On Sun, 24 Jun 2007, William Pearson wrote:

) I think the brains programs have the ability to protect their own
) storage from interference from other programs. The architecture will
) only allow programs that have proven themselves better* to be able to
) override this protection on other programs if they request it.
) 
) If you look at the brain it is fundamentally distributed and messy. To
) stop errors propagating as they do in stored program architectures you
) need something more decentralised than the current attempted
) dictatorial kernel control.

This is only partially true, and mainly only for the neocortex, right?  
For example, removing small parts of the brainstem result in coma.
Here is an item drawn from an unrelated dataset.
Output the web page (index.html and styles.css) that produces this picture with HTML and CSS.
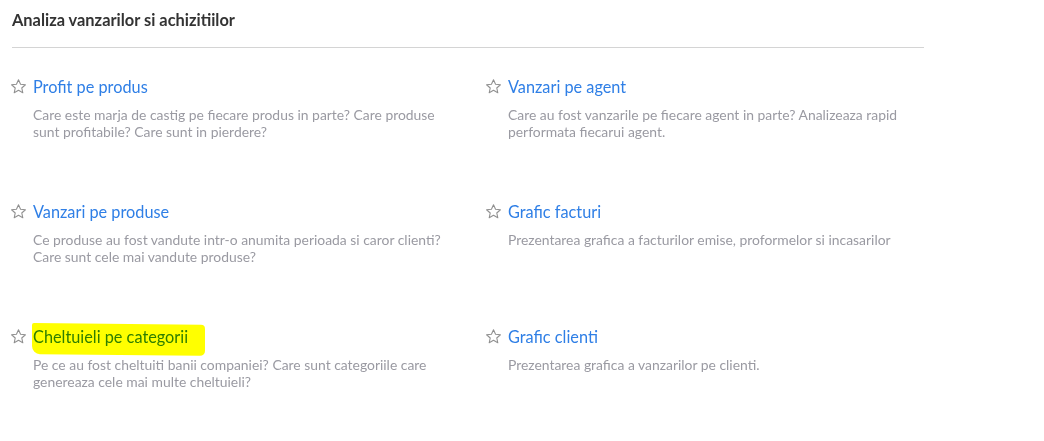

) The value becomes in the architecture a fungible, distributable, but
) conserved, resource.  Analogous to money, although when used to
) overwrite something it is removed dependent upon hoe useful the
) program overwritten was. The outputting programs pass it back to the
) programs that have given them they information they needed to output,
) whether that information is from long term memory or processed from
) the environment. These second tier programs pass it further back.
) However the method of determining who gets the credit doesn't have to
) always be a simplistic function, they can have heuristics on how to
) distribute the utility based on the information they get from each of
) its partners. As these heuristics are just part of each program they
) can change as well.

Are there elaborations (or a general name that I could look up) on this 
theory--sounds good?  For example, you're referring to multiple tiers of 
organization, which sound like larger scale organizations that maybe have 
been further discussed elsewhere?

It sounds like there are intricate dependency networks that must be 
maintained, for starters.  A lot of supervision and support code that 
does this--or is that evolved in the system also?